The Fix: Externalize Configuration from Day One

Separate what the pipeline does from where it runs.

  1. Use environment variables or a config file for anything environment-specific: connection strings, bucket paths, table names, and API endpoints.
  2. Template your SQL. Use Jinja (dbt does this natively) or your orchestrator's templating to parameterize table references and environment names.
  3. Use a secrets manager (AWS Secrets Manager, HashiCorp Vault, GCP Secret Manager) for credentials. Never commit secrets to version control. Not even "temporarily."
# Bad: hardcoded everything
conn = psycopg2.connect(host="prod-db.company.com", password="hunter2")
cursor.execute("INSERT INTO prod_schema.events ...")

# Good: externalized config
import os

conn = psycopg2.connect(
    host=os.environ["DB_HOST"],
    password=os.environ["DB_PASSWORD"]
)
schema = os.environ.get("SCHEMA", "public")
cursor.execute(f"INSERT INTO {schema}.events ...")

Once we externalized configuration, spinning up a new environment went from a two-day effort to a 30-minute Terraform run.

Conclusion

These five anti-patterns share a root cause: optimizing for time-to-first-success instead of time-to-recovery. It's faster to build a monolithic, unvalidated, non-idempotent pipeline with hardcoded configs and no observability. It works on the first run. It even works on the tenth run. But when it breaks—and it will—you pay back all that time debt with interest.

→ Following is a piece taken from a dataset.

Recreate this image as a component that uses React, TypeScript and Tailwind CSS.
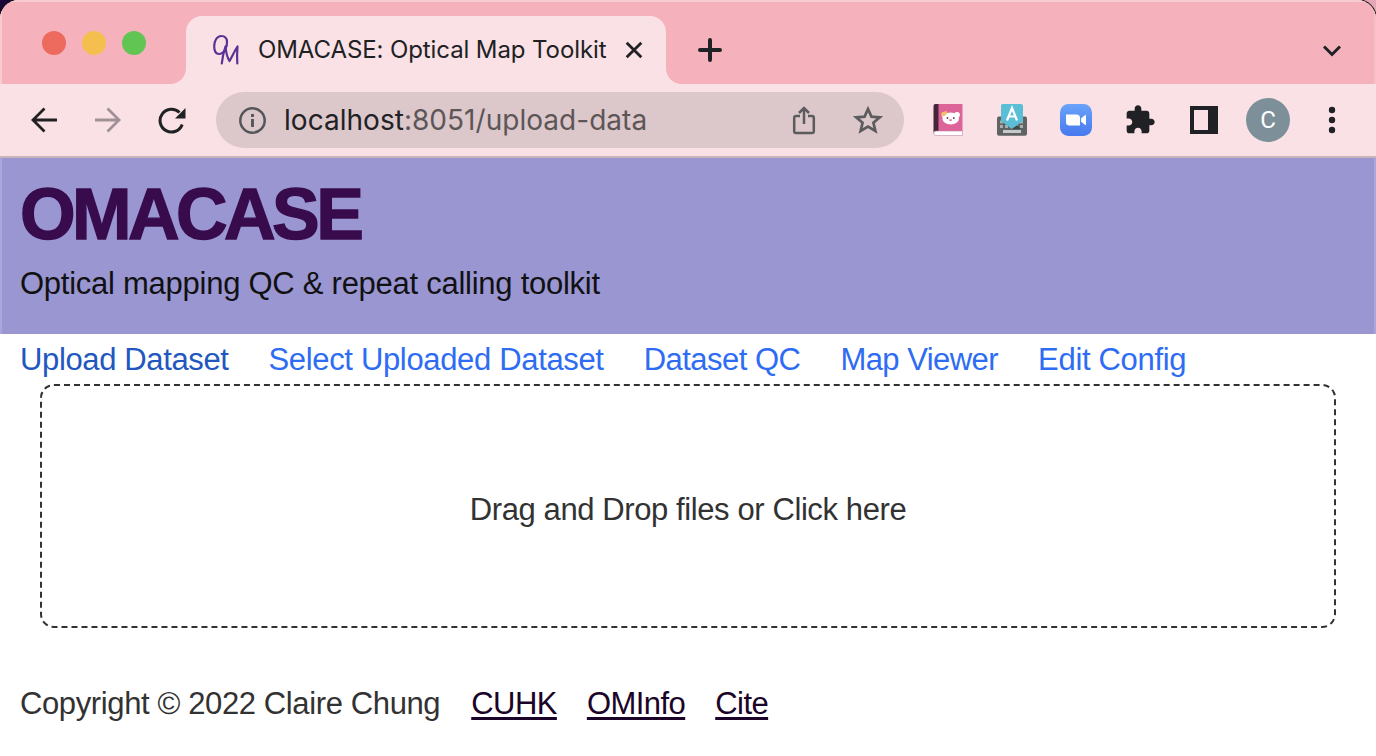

The best data engineers I've worked with think about failure from the start. They ask, "What happens when this breaks?" before they ask, "Does this work?" That mindset shift is worth more than any tool or framework.

If you're inheriting a pipeline that has some of these anti-patterns, don't try to fix everything at once. Start with observability (anti-pattern #4), because you can't fix what you can't see. Then work on idempotency, then schema contracts, then decomposition. Configuration cleanup can happen in parallel.

Your future self—the one who isn't getting paged at 3 AM—will thank you.